Because their own feelings are so difficult for them, they try to make things more difficult for you. Their own anger, which is stifled and held back to avoid confrontations with people have a lot of negative self talk with themselves.

Honest Relationships

Honest Relationships are hard to have with a passive aggressive person.
Honest Relationships are hard to have with a passive aggressive person. | Source

Can You Have an Honest Relationship with Someone Who is Passive Aggressive?

Confrontation can be respectful, but they don’t know how to let their feelings out. By hiding them, they think they are keeping them under control. They appear to the world as though they are nice people, but for those who have to deal with them, a passive aggressive person is one of the most difficult personality types.


Passive aggressive behavioris usually a symptom of deeper problems, poor ego, other psychological disorders, and fear of confrontation.


Being in a relationship with a person who is passive aggressive can be confusing. It happens because they don’t feel comfortable enough to share their feelings with the other person.


Unresolved childhood issues are often repeated in adulthood.The anger they couldn’t take out on their parents, they may be trying to take out on you. We all have unresolved feelings. The very feelings that hurt us as a child are comfortable to us. Even though they may feel uncomfortable, we are attracted to them because they are feelings we know. We always go where we know because the familiar attracts us, even if it is negative.


A person with passive aggressive behavior disorder makes it difficult to maintain an honest relationship with someone else, for many reasons, one being a closing off of true communication. When people are not willing to talk about their true feelings they will act them out destructively.


In difficult situations combined with an inability to express their feelings and needs, their own anxiety may kick in or their feelings may come out in physical responses such as headaches or stomach issues. Their own growing resentment for even minor annoyances may be acted out in non direct, passive ways.

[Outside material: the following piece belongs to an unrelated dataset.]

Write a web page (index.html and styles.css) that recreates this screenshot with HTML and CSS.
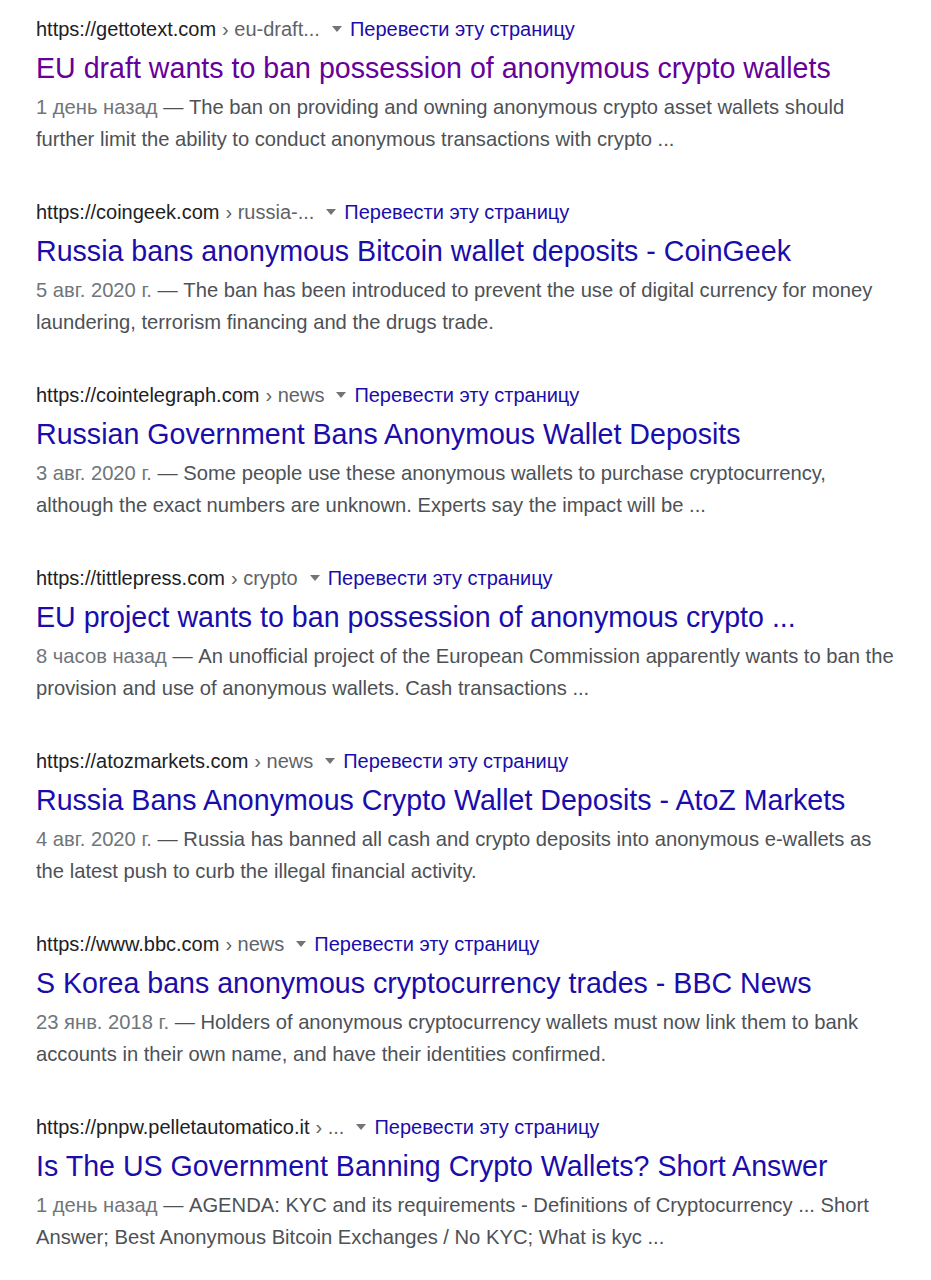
FILE: index.html
```html
<!DOCTYPE html>
<html lang="ru">
<head>
<meta charset="utf-8">
<title>Results</title>
<link rel="stylesheet" href="styles.css">
</head>
<body>
<div class="results">
  <div class="result">
    <div class="cite"><span class="host">https://gettotext.com</span><span class="path">› eu-draft...</span><svg class="caret" width="10" height="6" viewBox="0 0 10 6"><polygon points="0,0 10,0 5,6"/></svg><span class="translate">Перевести эту страницу</span></div>
    <div class="title visited">EU draft wants to ban possession of anonymous crypto wallets</div>
    <div class="snippet"><span class="date">1 день назад</span> — The ban on providing and owning anonymous crypto asset wallets should further limit the ability to conduct anonymous transactions with crypto ...</div>
  </div>
  <div class="result">
    <div class="cite"><span class="host">https://coingeek.com</span><span class="path">› russia-...</span><svg class="caret" width="10" height="6" viewBox="0 0 10 6"><polygon points="0,0 10,0 5,6"/></svg><span class="translate">Перевести эту страницу</span></div>
    <div class="title">Russia bans anonymous Bitcoin wallet deposits - CoinGeek</div>
    <div class="snippet"><span class="date">5 авг. 2020 г.</span> — The ban has been introduced to prevent the use of digital currency for money laundering, terrorism financing and the drugs trade.</div>
  </div>
  <div class="result">
    <div class="cite"><span class="host">https://cointelegraph.com</span><span class="path">› news</span><svg class="caret" width="10" height="6" viewBox="0 0 10 6"><polygon points="0,0 10,0 5,6"/></svg><span class="translate">Перевести эту страницу</span></div>
    <div class="title">Russian Government Bans Anonymous Wallet Deposits</div>
    <div class="snippet"><span class="date">3 авг. 2020 г.</span> — Some people use these anonymous wallets to purchase cryptocurrency, although the exact numbers are unknown. Experts say the impact will be ...</div>
  </div>
  <div class="result">
    <div class="cite"><span class="host">https://tittlepress.com</span><span class="path">› crypto</span><svg class="caret" width="10" height="6" viewBox="0 0 10 6"><polygon points="0,0 10,0 5,6"/></svg><span class="translate">Перевести эту страницу</span></div>
    <div class="title">EU project wants to ban possession of anonymous crypto ...</div>
    <div class="snippet"><span class="date">8 часов назад</span> — An unofficial project of the European Commission apparently wants to ban the provision and use of anonymous wallets. Cash transactions ...</div>
  </div>
  <div class="result">
    <div class="cite"><span class="host">https://atozmarkets.com</span><span class="path">› news</span><svg class="caret" width="10" height="6" viewBox="0 0 10 6"><polygon points="0,0 10,0 5,6"/></svg><span class="translate">Перевести эту страницу</span></div>
    <div class="title">Russia Bans Anonymous Crypto Wallet Deposits - AtoZ Markets</div>
    <div class="snippet"><span class="date">4 авг. 2020 г.</span> — Russia has banned all cash and crypto deposits into anonymous e-wallets as the latest push to curb the illegal financial activity.</div>
  </div>
  <div class="result">
    <div class="cite"><span class="host">https://www.bbc.com</span><span class="path">› news</span><svg class="caret" width="10" height="6" viewBox="0 0 10 6"><polygon points="0,0 10,0 5,6"/></svg><span class="translate">Перевести эту страницу</span></div>
    <div class="title">S Korea bans anonymous cryptocurrency trades - BBC News</div>
    <div class="snippet"><span class="date">23 янв. 2018 г.</span> — Holders of anonymous cryptocurrency wallets must now link them to bank accounts in their own name, and have their identities confirmed.</div>
  </div>
  <div class="result">
    <div class="cite"><span class="host">https://pnpw.pelletautomatico.it</span><span class="path">› ...</span><svg class="caret" width="10" height="6" viewBox="0 0 10 6"><polygon points="0,0 10,0 5,6"/></svg><span class="translate">Перевести эту страницу</span></div>
    <div class="title">Is The US Government Banning Crypto Wallets? Short Answer</div>
    <div class="snippet"><span class="date">1 день назад</span> — AGENDA: KYC and its requirements - Definitions of Cryptocurrency ... Short Answer; Best Anonymous Bitcoin Exchanges / No KYC; What is kyc ...</div>
  </div>
</div>
</body>
</html>
```
FILE: styles.css
```css
html, body {
  margin: 0;
  padding: 0;
  background: #ffffff;
}
body {
  font-family: "Liberation Sans", Arial, sans-serif;
}
.results {
  padding: 15px 0 0 36px;
  width: 860px;
}
.result {
  margin-bottom: 43px;
}
.cite {
  display: flex;
  align-items: center;
  font-size: 20px;
  line-height: 28px;
  height: 28px;
  white-space: nowrap;
}
.host {
  color: #202124;
}
.path {
  color: #5f6368;
  margin-left: 6px;
}
.caret {
  fill: #70757a;
  margin: 0 8px 0 12px;
}
.translate {
  color: #1a0dab;
}
.title {
  margin-top: 3px;
  font-size: 28.6px;
  line-height: 45px;
  color: #1a0dab;
  white-space: nowrap;
}
.title.visited {
  color: #660099;
}
.snippet {
  font-size: 20.2px;
  line-height: 32px;
  color: #4d5156;
}
.date {
  color: #70757a;
}
```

These could be in the form of infidelities, sexual withdrawal, emotional withholding, sarcasm, or other negative patterns of behavior. Avoidant personalities may become pathological liars. It starts out as a way to avoid truths or circumvent uncomfortable situations. They may deny that they are at fault for anything. They have selective recall about events, they may twist facts and make you feel responsible for the events that occurred.

Relationships and Passive Aggressive People

People who are passive aggressive would do much better if they would learn to feel angry. They think negatively. Anger is powerful emotion. Through self awareness about their needs and not being able to express their own feelings adequately, they don’t even realize they are angry. It is impossible to communicate with someone who doesn’t realize there are even angry.


Their feelings confuse themselves, Passive aggressive is a pattern of behavior.

Emotional Abuse and the Passive Aggressive Person

People who are passive aggressive by nature have difficulty being honest and open about feeling vulnerable. At the core of themselves, they look to avoid feeling vulnerable and use passive aggressive tactics to manipulate other people into meeting their needs. A passive aggressive person looks for people pleasers.


A passive aggressive person becomes deeply invested in being viewed as being above reproach. Men and women can be passive aggressive, but men display this type of behavior more often. Their abuse is more often verbal than physical. Afterwards, they may try to tell the other person they are too sensitive, which has a way of invalidating your own feelings. By delivering their message in a veiled way, it makes it hard for you to respond to their comments. You don’t even realize you have been deeply wounded, and they avoid being accountable for their own words and the ensuing reaction that you have.


Their destructive pattern of behavior falls into the category of emotional abuse. It causes feelings of betrayal, negative emotions, and a waste of energy that does nothing to build healthy and positive relationships.


When the behavior is persistent, repetitive, and a way of behaving in nearly all situation, passive aggression is considered a personality disorder.